Wonder why the brutalist movement faced harsh criticism from the early 21st century; maybe we started wanting fancy from our buildings, what a loss!
8. NDMC Palika Kendra | Brutalist Architects
Architect: Kuldip Singh, 1983.
A counterpart reflection of the NCDC building; this one is the later example of an exposed concrete structure, as both being designed by the same architect.
An expressive concrete structure with a curved base, the NCDC building, adds up to the list of brutalist structures in Delhi that have been an integral part of the memories of every Delhiite who witnessed the post-independence period with uttermost love and affection for its new nation.
Another unifying thread between quite a few of these buildings, including Akbar Hotel, Shri Ram Centre, and the Hall of Nations, is the structural engineer associated with all of them: Mahendra Raj, also deserves the credit for the designs of these memorials.
9. Chanakya Cinema Hall | Brutalist Architecture
Architect: P. N. Mathur, 1970.
The iconic cinema house that remained to be the heart-throb of almost every youth of Delhi in the 1980s and ’90s isn’t really there anymore!
The cinema hall proudly displayed its structural components on its skin, with the exterior following the shape of the auditorium inside. Today, ‘Chanakya Mall’ stands on the soils of the land filled with ruins of the iconic cinema hall.
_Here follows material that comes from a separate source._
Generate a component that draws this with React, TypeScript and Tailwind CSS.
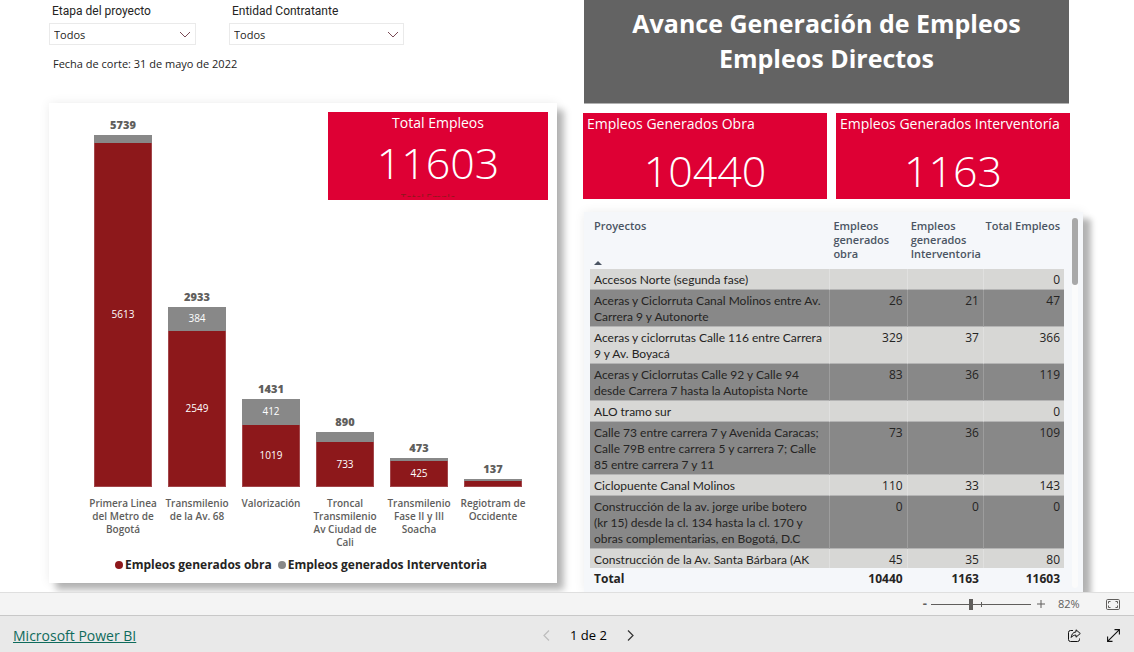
import React from "react";

type Bar = { name: string; obra: number; inter: number; total: number; showInter?: boolean; showObra?: boolean };

const bars: Bar[] = [
  { name: "Primera Linea del Metro de Bogotá", obra: 5613, inter: 126, total: 5739, showObra: true },
  { name: "Transmilenio de la Av. 68", obra: 2549, inter: 384, total: 2933, showObra: true, showInter: true },
  { name: "Valorización", obra: 1019, inter: 412, total: 1431, showObra: true, showInter: true },
  { name: "Troncal Transmilenio Av Ciudad de Cali", obra: 733, inter: 157, total: 890, showObra: true },
  { name: "Transmilenio Fase II y III Soacha", obra: 425, inter: 48, total: 473, showObra: true },
  { name: "Regiotram de Occidente", obra: 95, inter: 42, total: 137 },
];
const maxTotal = 5739;

const rows: [string, string, string, string][] = [
  ["Accesos Norte (segunda fase)", "", "", "0"],
  ["Aceras y Ciclorruta Canal Molinos entre Av.\nCarrera 9 y Autonorte", "26", "21", "47"],
  ["Aceras y ciclorrutas Calle 116 entre Carrera\n9 y Av. Boyacá", "329", "37", "366"],
  ["Aceras y Ciclorrutas Calle 92 y Calle 94\ndesde Carrera 7 hasta la Autopista Norte", "83", "36", "119"],
  ["ALO tramo sur", "", "", "0"],
  ["Calle 73 entre carrera 7 y Avenida Caracas;\nCalle 79B entre carrera 5 y carrera 7; Calle\n85 entre carrera 7 y 11", "73", "36", "109"],
  ["Ciclopuente Canal Molinos", "110", "33", "143"],
  ["Construcción de la av. jorge uribe botero\n(kr 15) desde la cl. 134 hasta la cl. 170 y\nobras complementarias, en Bogotá, D.C", "0", "0", "0"],
  ["Construcción de la Av. Santa Bárbara (AK", "45", "35", "80"],
];

function Filter({ id, label, className }: { id: string; label: string; className: string }) {
  return (
    <div className={className}>
      <label htmlFor={id} className="block pl-[3px] font-['Roboto',sans-serif] text-[12px] leading-4 text-[#252423]">
        {label}
      </label>
      <div className="relative mt-1">
        <select
          id={id}
          className="block h-[22px] w-full appearance-none border border-[#eaeaea] bg-white pt-0.5 pl-1 text-[11px] text-[#252423]"
        >
          <option>Todos</option>
        </select>
        <svg viewBox="0 0 12 7" className="pointer-events-none absolute top-2 right-[5px] h-[7px] w-3" fill="none" stroke="#7a4a55">
          <path d="M1 1l5 5 5-5" />
        </svg>
      </div>
    </div>
  );
}

function Kpi({ label, value }: { label: string; value: string }) {
  return (
    <div className="h-[86px] bg-[#de0034] text-white">
      <div className="px-1 pt-px text-[14px] leading-5 whitespace-nowrap">{label}</div>
      <div className="pt-2 text-center text-[43px] leading-[58px] font-light">{value}</div>
    </div>
  );
}

function Chart() {
  return (
    <section className="relative mt-[31px] bg-white pt-8 pr-[27px] pb-2 pl-[37px] shadow-[7px_7px_7px_rgba(0,0,0,0.28),0_0_10px_rgba(0,0,0,0.08)]">
      <div className="grid h-[352px] grid-cols-6">
        {bars.map((b) => (
          <div key={b.name} className="flex h-full flex-col justify-end px-2">
            <div className="shrink-0 pb-1 text-center text-[11px] leading-3 font-extrabold text-[#605e5c]">{b.total}</div>
            <div
              className="flex shrink-0 items-center justify-center bg-[#888888] text-[10px] text-white"
              style={{ height: `${(b.inter / maxTotal) * 100}%` }}
            >
              {b.showInter && b.inter}
            </div>
            <div
              className="flex shrink-0 items-center justify-center border border-t-0 border-[#a2464a] bg-[#8d181b] text-[10px] text-white"
              style={{ height: `${(b.obra / maxTotal) * 100}%` }}
            >
              {b.showObra && b.obra}
            </div>
          </div>
        ))}
      </div>
      <div className="mt-[10px] grid grid-cols-6">
        {bars.map((b) => (
          <div key={b.name} className="px-0.5 text-center text-[10px] leading-[13px] font-semibold text-[#605e5c]">
            {b.name}
          </div>
        ))}
      </div>
      <div className="mt-[7px] mb-px flex justify-center gap-1.5 pr-3.5 text-[12px] leading-[18px] font-bold text-[#252423]">
        <span className="flex items-center gap-0.5">
          <i className="size-2 rounded-full bg-[#8d181b]" />
          Empleos generados obra
        </span>
        <span className="flex items-center gap-0.5">
          <i className="size-2 rounded-full bg-[#888888]" />
          Empleos generados Interventoria
        </span>
      </div>
      <div className="absolute top-[9px] right-[9px] flex h-22 w-[220px] flex-col items-center bg-[#de0034] text-white">
        <div className="pt-px text-[14px] leading-5">Total Empleos</div>
        <div className="text-[43px] leading-[60px] font-light">11603</div>
        <div className="h-1 overflow-hidden pr-5 text-[10px] leading-[10px] text-[#8d181b]">Total Emple</div>
      </div>
    </section>
  );
}

function ProjectTable() {
  const num = "pr-1 text-right align-top";
  return (
    <section className="mt-[13px] ml-px flex min-h-0 flex-1 gap-2 bg-[#f5f7fa] pr-[5px] pl-1.5 shadow-[8px_7px_6px_rgba(0,0,0,0.28),0_0_10px_rgba(0,0,0,0.08)]">
      <div className="min-h-0 flex-1 overflow-y-auto [scrollbar-width:none]">
        <table className="w-full table-fixed border-separate border-spacing-0 text-[12px] leading-4 text-[#252423]">
          <colgroup>
            <col className="w-[50.5%]" />
            <col className="w-[16.3%]" />
            <col className="w-[16.1%]" />
            <col className="w-[17.1%]" />
          </colgroup>
          <thead className="sticky top-0 bg-[#f5f7fa] text-[11px] leading-[14px] text-[#4b5563]">
            <tr className="h-[57px] align-top">
              <th className="pt-[7px] pl-1 text-left font-semibold">
                Proyectos
                <svg viewBox="0 0 8 4" className="mt-7 h-1 w-2" fill="#4b5563">
                  <path d="M0 4L4 0l4 4z" />
                </svg>
              </th>
              <th className="pt-[7px] pl-1 text-left font-semibold">Empleos generados obra</th>
              <th className="pt-[7px] pl-1 text-left font-semibold">Empleos generados Interventoria</th>
              <th className="pt-[7px] pr-1 text-right font-semibold whitespace-nowrap">Total Empleos</th>
            </tr>
          </thead>
          <tbody>
            {rows.map((r, i) => (
              <tr
                key={r[0]}
                className={
                  i % 2
                    ? "bg-[#888888] [&>td]:border-b [&>td]:border-[#b4b4b4] [&>td+td]:border-l [&>td+td]:border-l-[#9d9d9d]"
                    : "bg-[#d7d7d5] [&>td]:border-b [&>td]:border-[#b4b4b4] [&>td+td]:border-l [&>td+td]:border-l-[#e0e0df]"
                }
              >
                <td className="pt-[3px] pb-px pl-1 align-top font-['Lato','Open_Sans',sans-serif] whitespace-pre">{r[0]}</td>
                <td className={`pt-[3px] pb-px ${num}`}>{r[1]}</td>
                <td className={`pt-[3px] pb-px ${num}`}>{r[2]}</td>
                <td className={`pt-[3px] pb-px ${num}`}>{r[3]}</td>
              </tr>
            ))}
          </tbody>
          <tfoot className="sticky bottom-0 bg-[#f5f7fa] font-bold">
            <tr className="h-6">
              <td className="pt-[3px] pl-1 align-top">Total</td>
              <td className={`pt-[3px] ${num}`}>10440</td>
              <td className={`pt-[3px] ${num}`}>1163</td>
              <td className={`pt-[3px] ${num}`}>11603</td>
            </tr>
          </tfoot>
        </table>
      </div>
      <div className="mt-1.5 mb-1 w-1.5 rounded-full bg-[#fbfbfb]">
        <div className="h-[67px] rounded-full bg-[#a8a8a8]" />
      </div>
    </section>
  );
}

export default function App() {
  return (
    <div className="flex h-screen flex-col bg-white font-['Open_Sans','Noto_Sans',sans-serif]">
      <main className="grid min-h-0 flex-1 grid-cols-[508fr_500fr] gap-[26px] overflow-hidden pr-[51px] pl-[49px]">
        <div className="pt-[3px]">
          <div className="flex gap-[33px]">
            <Filter id="etapa" label="Etapa del proyecto" className="w-[147px]" />
            <Filter id="entidad" label="Entidad Contratante" className="w-[175px]" />
          </div>
          <p className="mt-[11px] pl-1 text-[11px] leading-4 text-[#252423]">Fecha de corte: 31 de mayo de 2022</p>
          <Chart />
        </div>
        <div className="flex min-h-0 flex-col">
          <h1 className="mr-3.5 ml-px h-[104px] border-b border-[#b0b0b0] bg-[#636363] pt-1.5 text-center text-[25px] leading-[35px] font-bold text-white">
            Avance Generación de Empleos
            <br />
            Empleos Directos
          </h1>
          <div className="mt-[9px] mr-[13px] grid grid-cols-[244fr_234fr] gap-[9px]">
            <Kpi label="Empleos Generados Obra" value="10440" />
            <Kpi label="Empleos Generados Interventoría" value="1163" />
          </div>
          <ProjectTable />
        </div>
      </main>
      <div className="z-10 flex h-[23px] shrink-0 items-center justify-end border-t border-[#dfdfdf] bg-[#f4f4f4] pr-3.5 text-[#605e5c]">
        <button aria-label="Alejar" className="mr-1 text-[13px] font-bold">-</button>
        <div className="relative flex w-[100px] items-center">
          <span className="absolute left-[50px] h-[5px] w-px bg-[#605e5c]" />
          <input
            type="range"
            aria-label="Zoom"
            defaultValue={40}
            className="h-3 w-full appearance-none bg-transparent [&::-webkit-slider-runnable-track]:h-px [&::-webkit-slider-runnable-track]:bg-[#605e5c] [&::-webkit-slider-thumb]:-mt-[5px] [&::-webkit-slider-thumb]:h-[11px] [&::-webkit-slider-thumb]:w-1 [&::-webkit-slider-thumb]:appearance-none [&::-webkit-slider-thumb]:bg-[#605e5c]"
          />
        </div>
        <button aria-label="Acercar" className="ml-1.5">
          <svg viewBox="0 0 8 8" className="size-2" stroke="#605e5c">
            <path d="M4 0v8M0 4h8" />
          </svg>
        </button>
        <span className="ml-[13px] w-[26px] text-[11px]">82%</span>
        <button aria-label="Ajustar a la página" className="ml-[22px]">
          <svg viewBox="0 0 14 11" className="h-[11px] w-3.5" fill="none" stroke="#605e5c">
            <rect x=".5" y=".5" width="13" height="10" rx="1.2" />
            <path d="M2.5 4.5v-2h2M9.5 2.5h2v2M11.500 6.500v2h-2M4.500 8.500h-2v-2" />
          </svg>
        </button>
      </div>
      <footer className="z-10 grid h-[37px] shrink-0 grid-cols-3 items-center border-t border-[#c8c8c8] bg-[#e9e9e9] pt-0.5 pr-3.5 pl-[13px]">
        <a href="#" className="text-[14px] text-[#0f6b5c] underline">Microsoft Power BI</a>
        <nav className="flex items-center justify-center gap-5 pl-11">
          <button aria-label="Página anterior">
            <svg viewBox="0 0 7 11" className="h-[11px] w-[7px]" fill="none" stroke="#bdbdbd" strokeWidth="1.2">
              <path d="M6 .5l-5 5 5 5" />
            </svg>
          </button>
          <span className="text-[13px] leading-4 font-medium text-black">1 de 2</span>
          <button aria-label="Página siguiente">
            <svg viewBox="0 0 7 11" className="h-[11px] w-[7px]" fill="none" stroke="#333" strokeWidth="1.2">
              <path d="M1 .5l5 5-5 5" />
            </svg>
          </button>
        </nav>
        <div className="flex items-center justify-end gap-[26px]">
          <button aria-label="Compartir">
            <svg viewBox="0 0 13 13" className="size-[13px]" fill="none" stroke="#111" strokeLinejoin="round">
              <path d="M5 1.500H2.500a2 2 0 0 0-2 2v7a2 2 0 0 0 2 2h7a2 2 0 0 0 2-2V9.500" />
              <path d="M8 .8l4.300 3.700L8 8.200V6.100C5.800 6.100 4.300 6.900 3.200 8.500 3.400 5.500 5 3.200 8 2.900z" />
            </svg>
          </button>
          <button aria-label="Pantalla completa">
            <svg viewBox="0 0 13 13" className="size-[13px]" fill="none" stroke="#111" strokeWidth="1.100">
              <path d="M.8 12.200L12.200.8M7.500.6h4.900v4.900M.6 7.500v4.900h4.900" />
            </svg>
          </button>
        </div>
      </footer>
    </div>
  );
}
Heart-breaking right; can’t help, the world isn’t a fair place anymore!
10. National Dairy Development Board | Iconic Structures
Architect: Achyut Kanvinde, 1978.
It can’t go any more brutal and beautiful than this! Designed by yet another inspirational architect of India, the NDDB building breaks all the orthodox beautification ideas by merely using colossal concrete blocks to express the emotions of the structure.
Whatever the reason may be for the decline of brutalist architecture. If it is difficult to voice the beauty of a building with ornamentation and use of different materials; it is way more difficult to express that in the brutalist style.
I pardon, we should all give it a try least for one of our designs!